■ Dataset excerpt
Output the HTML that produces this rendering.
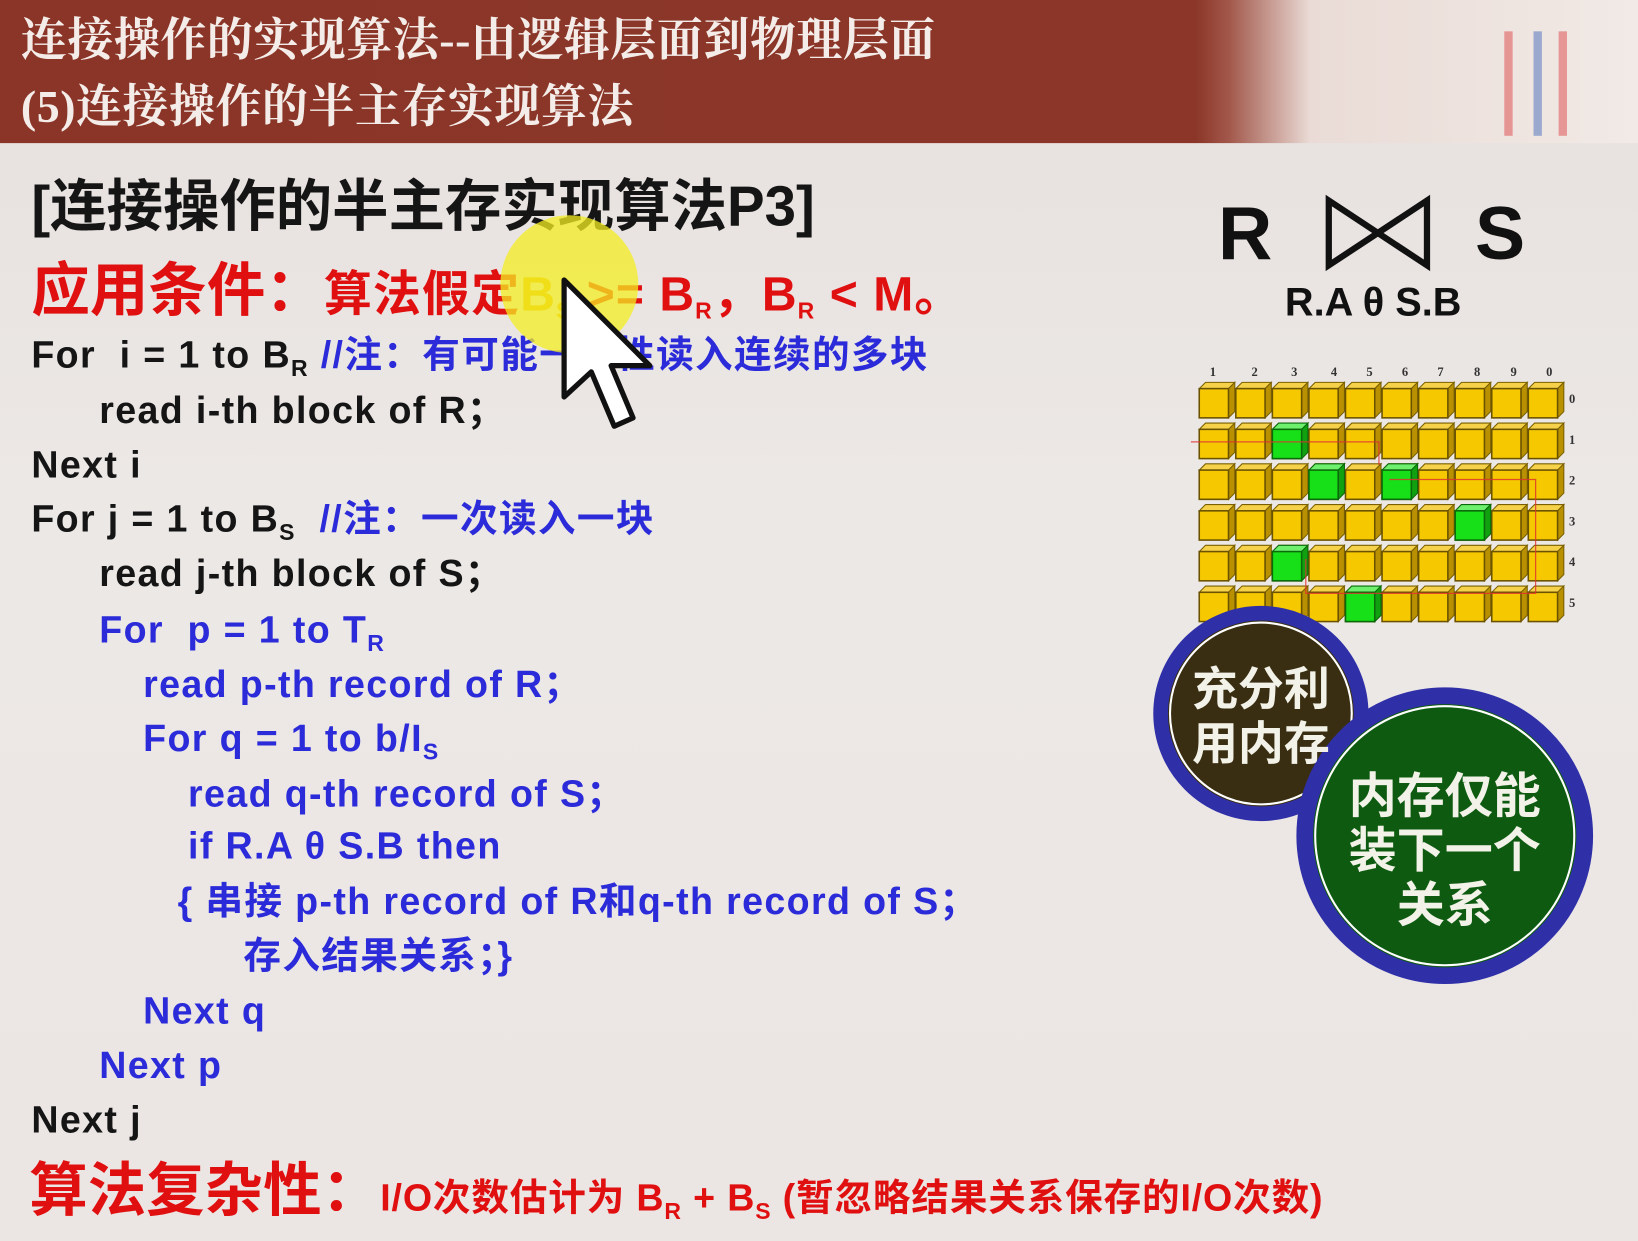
<!DOCTYPE html>
<html><head><meta charset="utf-8"><style>
html,body{margin:0;padding:0;width:1638px;height:1241px;overflow:hidden;background:#ebe6e3}
#s{position:absolute;left:0;top:0;width:1568px;height:1188px;transform:scale(1.04464);transform-origin:0 0;
font-family:"Liberation Sans","Noto Sans CJK SC",sans-serif;font-weight:bold;
background:linear-gradient(180deg,#e6e0de 0%,#ece8e6 40%,#ebe6e4 100%)}
.hd{position:absolute;left:0;top:0;width:1568px;height:137px;background:linear-gradient(90deg,#8a3527 0%,#8b3628 73%,#a2574a 75%,#eadbd6 80%,#f1eae6 100%)}
.ht{position:absolute;color:#f4ece8;font-size:44px;font-family:"Liberation Serif","Noto Serif CJK SC",serif;font-weight:bold;white-space:nowrap;letter-spacing:0.5px}
.t{position:absolute;white-space:nowrap;font-size:36px;line-height:40px;color:#151515;letter-spacing:1.3px}
.b{color:#2b2bd9}.r{color:#e01010}
sub{font-size:22px;vertical-align:-8px;line-height:0}
</style></head><body><div id="s">
<div class="hd"></div>
<div class="ht" style="left:20px;top:2px">连接操作的实现算法--由逻辑层面到物理层面</div>
<div class="ht" style="left:20px;top:66px">(5)连接操作的半主存实现算法</div>
<div style="position:absolute;left:1440px;top:30px;width:8px;height:100px;background:#e06060;opacity:.6"></div>
<div style="position:absolute;left:1468px;top:30px;width:8px;height:100px;background:#6080c0;opacity:.6"></div>
<div style="position:absolute;left:1492px;top:30px;width:8px;height:100px;background:#e06060;opacity:.6"></div>

<div class="t" style="left:30px;top:168px;font-size:54px;line-height:60px;letter-spacing:0">[连接操作的半主存实现算法P3]</div>
<div class="t r" style="left:30px;top:248px;font-size:46px;line-height:60px;letter-spacing:1px"><span style="font-size:56px;letter-spacing:0">应用条件：</span>算法假定<span style="color:#e8b000">B<sub>S</sub></span> &gt;= B<sub>R</sub>，B<sub>R</sub> &lt; M。</div>
<div class="t" style="left:30px;top:320px">For &nbsp;i = 1 to B<sub>R</sub> <span class="b">//注：有可能一次性读入连续的多块</span></div>
<div class="t" style="left:95px;top:373px">read i-th block of R；</div>
<div class="t" style="left:30px;top:425px">Next i</div>
<div class="t" style="left:30px;top:477px">For j = 1 to B<sub>S</sub> &nbsp;<span class="b">//注：一次读入一块</span></div>
<div class="t" style="left:95px;top:529px">read j-th block of S；</div>
<div class="t b" style="left:95px;top:583px">For &nbsp;p = 1 to T<sub>R</sub></div>
<div class="t b" style="left:137px;top:635px">read p-th record of R；</div>
<div class="t b" style="left:137px;top:687px">For q = 1 to b/I<sub>S</sub></div>
<div class="t b" style="left:180px;top:740px">read q-th record of S；</div>
<div class="t b" style="left:180px;top:790px">if R.A θ S.B then</div>
<div class="t b" style="left:170px;top:843px">{ 串接 p-th record of R和q-th record of S；</div>
<div class="t b" style="left:233px;top:895px">存入结果关系；}</div>
<div class="t b" style="left:137px;top:948px">Next q</div>
<div class="t b" style="left:95px;top:1000px">Next p</div>
<div class="t" style="left:30px;top:1052px">Next j</div>
<div class="t r" style="left:28px;top:1110px;font-size:36px;line-height:60px;letter-spacing:0.8px"><span style="font-size:56px;letter-spacing:0">算法复杂性：</span>I/O次数估计为 B<sub>R</sub> + B<sub>S</sub> (暂忽略结果关系保存的I/O次数)</div>

<svg style="position:absolute;left:0;top:0" width="1568" height="1188">
<circle cx="545" cy="272" r="66" fill="#f3ee20" opacity=".75"/>
<path d="M540 268 L540 380 L566 356 L588 408 L606 400 L585 350 L622 350 Z" fill="#fff" stroke="#111" stroke-width="5" stroke-linejoin="round"/>
<text x="1166" y="248" font-family="Liberation Sans" font-weight="bold" font-size="72" fill="#111">R</text>
<text x="1412" y="248" font-family="Liberation Sans" font-weight="bold" font-size="72" fill="#111">S</text>
<path d="M1272 192 L1272 254 L1366 192 L1366 254 Z" fill="none" stroke="#111" stroke-width="6"/>
<text x="1230" y="302" font-family="Liberation Sans" font-weight="bold" font-size="38" fill="#111">R.A θ S.B</text>
<defs>
<g id="y"><path d="M0 6 L6 0 L34 0 L28 6 Z" fill="#f6d24a" stroke="#7a6000" stroke-width="1"/><path d="M28 6 L34 0 L34 28 L28 34 Z" fill="#b89000" stroke="#7a6000" stroke-width="1"/><rect x="0" y="6" width="28" height="28" fill="#f5c800" stroke="#6a5200" stroke-width="1.5"/></g>
<g id="g"><path d="M0 6 L6 0 L34 0 L28 6 Z" fill="#6ef06e" stroke="#0a6a0a"/><path d="M28 6 L34 0 L34 28 L28 34 Z" fill="#10a010" stroke="#0a6a0a"/><rect x="0" y="6" width="28" height="28" fill="#18e018" stroke="#0a6a0a" stroke-width="1.5"/></g>
</defs>
<g font-family="Liberation Serif" font-size="12" fill="#333">
<text x="1158" y="360">1</text><text x="1198" y="360">2</text><text x="1236" y="360">3</text><text x="1274" y="360">4</text><text x="1308" y="360">5</text><text x="1342" y="360">6</text><text x="1376" y="360">7</text><text x="1411" y="360">8</text><text x="1446" y="360">9</text><text x="1480" y="360">0</text>
<text x="1502" y="386">0</text><text x="1502" y="425">1</text><text x="1502" y="464">2</text><text x="1502" y="503">3</text><text x="1502" y="542">4</text><text x="1502" y="581">5</text>
</g>
<g id="row">
<use href="#y" x="1148" y="366"/><use href="#y" x="1183" y="366"/><use href="#y" x="1218" y="366"/><use href="#y" x="1253" y="366"/><use href="#y" x="1288" y="366"/><use href="#y" x="1323" y="366"/><use href="#y" x="1358" y="366"/><use href="#y" x="1393" y="366"/><use href="#y" x="1428" y="366"/><use href="#y" x="1463" y="366"/>
</g>
<use href="#row" y="39"/><use href="#row" y="78"/><use href="#row" y="117"/><use href="#row" y="156"/><use href="#row" y="195"/>
<use href="#g" x="1218" y="405"/><use href="#g" x="1253" y="444"/><use href="#g" x="1323" y="444"/><use href="#g" x="1393" y="483"/><use href="#g" x="1218" y="522"/><use href="#g" x="1288" y="561"/>
<path d="M1140 423 L1320 423 L1320 445 M1330 459 L1470 459 L1470 568 L1290 568 M1290 568 L1250 568 L1250 535" fill="none" stroke="#e03030" stroke-width="1.2" opacity=".8"/>
<circle cx="1207" cy="683" r="96" fill="#3a2e12" stroke="#2f2fa8" stroke-width="14"/>
<circle cx="1207" cy="683" r="87" fill="none" stroke="#fff" stroke-width="2"/>
<circle cx="1383" cy="800" r="134" fill="#0e5a10" stroke="#2f2fa8" stroke-width="16"/>
<circle cx="1383" cy="800" r="124" fill="none" stroke="#fff" stroke-width="2"/>
<g font-family="Noto Sans CJK SC" font-weight="bold" fill="#f2f2e8" text-anchor="middle">
<text x="1207" y="675" font-size="44">充分利</text><text x="1207" y="727" font-size="44">用内存</text>
<text x="1383" y="778" font-size="46">内存仅能</text><text x="1383" y="830" font-size="46">装下一个</text><text x="1383" y="882" font-size="46">关系</text>
</g>
</svg>
</div></body></html>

■ Task brief
Repeat the listing above exactly, with no pictures.

■ Written response
Output the HTML that produces this rendering.
<!DOCTYPE html>
<html><head><meta charset="utf-8"><style>
html,body{margin:0;padding:0;width:1638px;height:1241px;overflow:hidden;background:#ebe6e3}
#s{position:absolute;left:0;top:0;width:1568px;height:1188px;transform:scale(1.04464);transform-origin:0 0;
font-family:"Liberation Sans","Noto Sans CJK SC",sans-serif;font-weight:bold;
background:linear-gradient(180deg,#e6e0de 0%,#ece8e6 40%,#ebe6e4 100%)}
.hd{position:absolute;left:0;top:0;width:1568px;height:137px;background:linear-gradient(90deg,#8a3527 0%,#8b3628 73%,#a2574a 75%,#eadbd6 80%,#f1eae6 100%)}
.ht{position:absolute;color:#f4ece8;font-size:44px;font-family:"Liberation Serif","Noto Serif CJK SC",serif;font-weight:bold;white-space:nowrap;letter-spacing:0.5px}
.t{position:absolute;white-space:nowrap;font-size:36px;line-height:40px;color:#151515;letter-spacing:1.3px}
.b{color:#2b2bd9}.r{color:#e01010}
sub{font-size:22px;vertical-align:-8px;line-height:0}
</style></head><body><div id="s">
<div class="hd"></div>
<div class="ht" style="left:20px;top:2px">连接操作的实现算法--由逻辑层面到物理层面</div>
<div class="ht" style="left:20px;top:66px">(5)连接操作的半主存实现算法</div>
<div style="position:absolute;left:1440px;top:30px;width:8px;height:100px;background:#e06060;opacity:.6"></div>
<div style="position:absolute;left:1468px;top:30px;width:8px;height:100px;background:#6080c0;opacity:.6"></div>
<div style="position:absolute;left:1492px;top:30px;width:8px;height:100px;background:#e06060;opacity:.6"></div>

<div class="t" style="left:30px;top:168px;font-size:54px;line-height:60px;letter-spacing:0">[连接操作的半主存实现算法P3]</div>
<div class="t r" style="left:30px;top:248px;font-size:46px;line-height:60px;letter-spacing:1px"><span style="font-size:56px;letter-spacing:0">应用条件：</span>算法假定<span style="color:#e8b000">B<sub>S</sub></span> &gt;= B<sub>R</sub>，B<sub>R</sub> &lt; M。</div>
<div class="t" style="left:30px;top:320px">For &nbsp;i = 1 to B<sub>R</sub> <span class="b">//注：有可能一次性读入连续的多块</span></div>
<div class="t" style="left:95px;top:373px">read i-th block of R；</div>
<div class="t" style="left:30px;top:425px">Next i</div>
<div class="t" style="left:30px;top:477px">For j = 1 to B<sub>S</sub> &nbsp;<span class="b">//注：一次读入一块</span></div>
<div class="t" style="left:95px;top:529px">read j-th block of S；</div>
<div class="t b" style="left:95px;top:583px">For &nbsp;p = 1 to T<sub>R</sub></div>
<div class="t b" style="left:137px;top:635px">read p-th record of R；</div>
<div class="t b" style="left:137px;top:687px">For q = 1 to b/I<sub>S</sub></div>
<div class="t b" style="left:180px;top:740px">read q-th record of S；</div>
<div class="t b" style="left:180px;top:790px">if R.A θ S.B then</div>
<div class="t b" style="left:170px;top:843px">{ 串接 p-th record of R和q-th record of S；</div>
<div class="t b" style="left:233px;top:895px">存入结果关系；}</div>
<div class="t b" style="left:137px;top:948px">Next q</div>
<div class="t b" style="left:95px;top:1000px">Next p</div>
<div class="t" style="left:30px;top:1052px">Next j</div>
<div class="t r" style="left:28px;top:1110px;font-size:36px;line-height:60px;letter-spacing:0.8px"><span style="font-size:56px;letter-spacing:0">算法复杂性：</span>I/O次数估计为 B<sub>R</sub> + B<sub>S</sub> (暂忽略结果关系保存的I/O次数)</div>

<svg style="position:absolute;left:0;top:0" width="1568" height="1188">
<circle cx="545" cy="272" r="66" fill="#f3ee20" opacity=".75"/>
<path d="M540 268 L540 380 L566 356 L588 408 L606 400 L585 350 L622 350 Z" fill="#fff" stroke="#111" stroke-width="5" stroke-linejoin="round"/>
<text x="1166" y="248" font-family="Liberation Sans" font-weight="bold" font-size="72" fill="#111">R</text>
<text x="1412" y="248" font-family="Liberation Sans" font-weight="bold" font-size="72" fill="#111">S</text>
<path d="M1272 192 L1272 254 L1366 192 L1366 254 Z" fill="none" stroke="#111" stroke-width="6"/>
<text x="1230" y="302" font-family="Liberation Sans" font-weight="bold" font-size="38" fill="#111">R.A θ S.B</text>
<defs>
<g id="y"><path d="M0 6 L6 0 L34 0 L28 6 Z" fill="#f6d24a" stroke="#7a6000" stroke-width="1"/><path d="M28 6 L34 0 L34 28 L28 34 Z" fill="#b89000" stroke="#7a6000" stroke-width="1"/><rect x="0" y="6" width="28" height="28" fill="#f5c800" stroke="#6a5200" stroke-width="1.5"/></g>
<g id="g"><path d="M0 6 L6 0 L34 0 L28 6 Z" fill="#6ef06e" stroke="#0a6a0a"/><path d="M28 6 L34 0 L34 28 L28 34 Z" fill="#10a010" stroke="#0a6a0a"/><rect x="0" y="6" width="28" height="28" fill="#18e018" stroke="#0a6a0a" stroke-width="1.5"/></g>
</defs>
<g font-family="Liberation Serif" font-size="12" fill="#333">
<text x="1158" y="360">1</text><text x="1198" y="360">2</text><text x="1236" y="360">3</text><text x="1274" y="360">4</text><text x="1308" y="360">5</text><text x="1342" y="360">6</text><text x="1376" y="360">7</text><text x="1411" y="360">8</text><text x="1446" y="360">9</text><text x="1480" y="360">0</text>
<text x="1502" y="386">0</text><text x="1502" y="425">1</text><text x="1502" y="464">2</text><text x="1502" y="503">3</text><text x="1502" y="542">4</text><text x="1502" y="581">5</text>
</g>
<g id="row">
<use href="#y" x="1148" y="366"/><use href="#y" x="1183" y="366"/><use href="#y" x="1218" y="366"/><use href="#y" x="1253" y="366"/><use href="#y" x="1288" y="366"/><use href="#y" x="1323" y="366"/><use href="#y" x="1358" y="366"/><use href="#y" x="1393" y="366"/><use href="#y" x="1428" y="366"/><use href="#y" x="1463" y="366"/>
</g>
<use href="#row" y="39"/><use href="#row" y="78"/><use href="#row" y="117"/><use href="#row" y="156"/><use href="#row" y="195"/>
<use href="#g" x="1218" y="405"/><use href="#g" x="1253" y="444"/><use href="#g" x="1323" y="444"/><use href="#g" x="1393" y="483"/><use href="#g" x="1218" y="522"/><use href="#g" x="1288" y="561"/>
<path d="M1140 423 L1320 423 L1320 445 M1330 459 L1470 459 L1470 568 L1290 568 M1290 568 L1250 568 L1250 535" fill="none" stroke="#e03030" stroke-width="1.2" opacity=".8"/>
<circle cx="1207" cy="683" r="96" fill="#3a2e12" stroke="#2f2fa8" stroke-width="14"/>
<circle cx="1207" cy="683" r="87" fill="none" stroke="#fff" stroke-width="2"/>
<circle cx="1383" cy="800" r="134" fill="#0e5a10" stroke="#2f2fa8" stroke-width="16"/>
<circle cx="1383" cy="800" r="124" fill="none" stroke="#fff" stroke-width="2"/>
<g font-family="Noto Sans CJK SC" font-weight="bold" fill="#f2f2e8" text-anchor="middle">
<text x="1207" y="675" font-size="44">充分利</text><text x="1207" y="727" font-size="44">用内存</text>
<text x="1383" y="778" font-size="46">内存仅能</text><text x="1383" y="830" font-size="46">装下一个</text><text x="1383" y="882" font-size="46">关系</text>
</g>
</svg>
</div></body></html>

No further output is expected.